Там бесконечные оттенки зеленого, черного, пурпурного, там вообще все цвета, только нет синего моря. Хотя когда я был на Средиземном море и плавал на флагманских кораблях, был такой эпизод: командир этой эскадры раз в день приглашал меня на свой флагманский катер, белый, с начищенными медными поручнями, приборами, и на большой скорости мы выходили в открытое море, там плюхались за борт и купались. Как сейчас помню, я в центре Средиземного моря плыву под водой, с моих волос пузыри серебряные, мои раскоряченные пальцы и эти лопасти света, проникающие в толщу моря. Море синее, но такая лазурь, такая сила синего, что там был и зеленый, я больше никогда не встречал такого, только в Средиземном море. Сила вот этой лазури, голубого, синего цвета, она как голубец, которым Рублев писал свою Троицу. А Гомер этого не замечал, хотя он, может, был слепой, поэтому… но говорят, что древние не видели синий цвет.

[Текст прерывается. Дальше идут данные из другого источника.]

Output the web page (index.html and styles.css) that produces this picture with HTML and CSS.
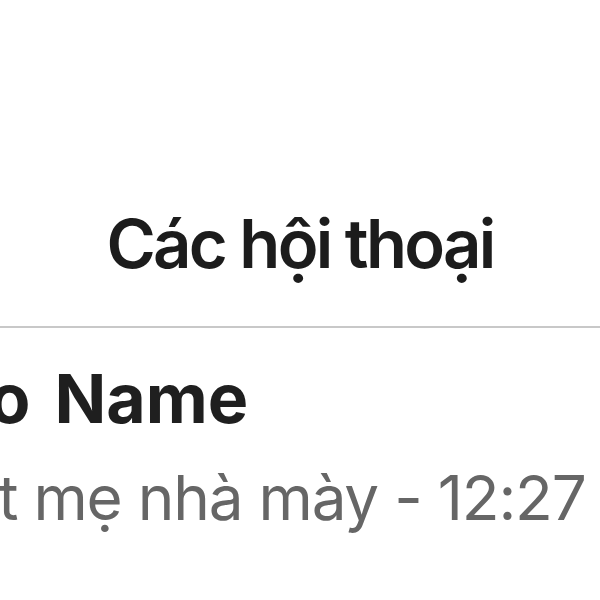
FILE: index.html
```html
<!DOCTYPE html>
<html lang="vi">
  <head>
    <meta charset="utf-8">
    <link rel="stylesheet" href="styles.css">
  </head>
  <body>
    <div class="screen">
      <header class="nav-bar">
        <h1 class="nav-title">Các hội thoại</h1>
      </header>

      <ul class="chat-list">
        <li class="chat-item">
          <div class="chat-name">Demo Name</div>
          <div class="chat-preview">Chat mẹ nhà mày - 12:27</div>
        </li>
      </ul>
    </div>
  </body>
</html>
```

FILE: styles.css
```css
/* Общие стили */
body {
  margin: 0;
  background: #ffffff;
  font-family: 'Inter', 'Noto Sans', sans-serif;
  overflow: hidden;
}

.screen {
  width: 600px;
  height: 600px;
  overflow: hidden;
}

.nav-bar {
  height: 284px;
  padding-bottom: 42px;
  display: flex;
  align-items: flex-end;
  justify-content: center;
  border-bottom: 2px solid #c8c8c8;
}

.nav-title {
  margin: 0;
  font-size: 67px;
  line-height: 80px;
  font-weight: 600;
  letter-spacing: -2.7px;
  color: #1c1c1c;
}

.chat-list {
  list-style: none;
  margin: 0;
  padding: 0;
}

.chat-item {
  padding-top: 30px;
  white-space: nowrap;
}

.chat-name {
  margin-left: -163px;
  font-size: 68px;
  line-height: 80px;
  font-weight: 700;
  word-spacing: 8px;
  color: #1f1f1f;
}

.chat-preview {
  margin-top: 20px;
  margin-left: -115px;
  font-size: 62px;
  line-height: 80px;
  letter-spacing: -1.2px;
  color: #666666;
}
```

Свет и цвет — внешние проявления Бога и, следовательно, идеи любви. Неудивительно, признается Проханов, «я стал видеть цвет, когда первый раз влюбился. Я отчетливо помню момент, когда девушка, которую я полюбил, внезапно… странная вещь: она стоит передо мной не любимая, а потом как будто бы совершается какое-то преображение, она попадает в странную волну нежности, света и чего-то еще, и она вся преображается, она становится любимой. Не то что желание ею обладать. Она становится настолько драгоценной, настолько желанной, милой и очаровательной, что неизвестно, она ли преобразилась или ты преобразился. Вот в этом преображении, когда я ее вдруг полюбил в одну секунду, для меня возникло бесконечное количество оттенков цвета. Трава стала другого цвета, вода, небо, камни, цветы, они все загорелись. И это было связано с прозрением, по существу, как будто я был слепой, у меня были зашиты глаза, а тут произошел какой-то толчок, когда мои зрачки, моя сетчатка, дно моих глазных яблок стали различать эти бесконечные цвета. И тогда, кстати, я стал рисовать лубки. Цвет для меня стал откровением, он был избыточным. Я понимал, что, конечно, цвета имеют свой мистический эквивалент, и лазурь, например, — это цвет ангела, небесный цвет, цвет Бога».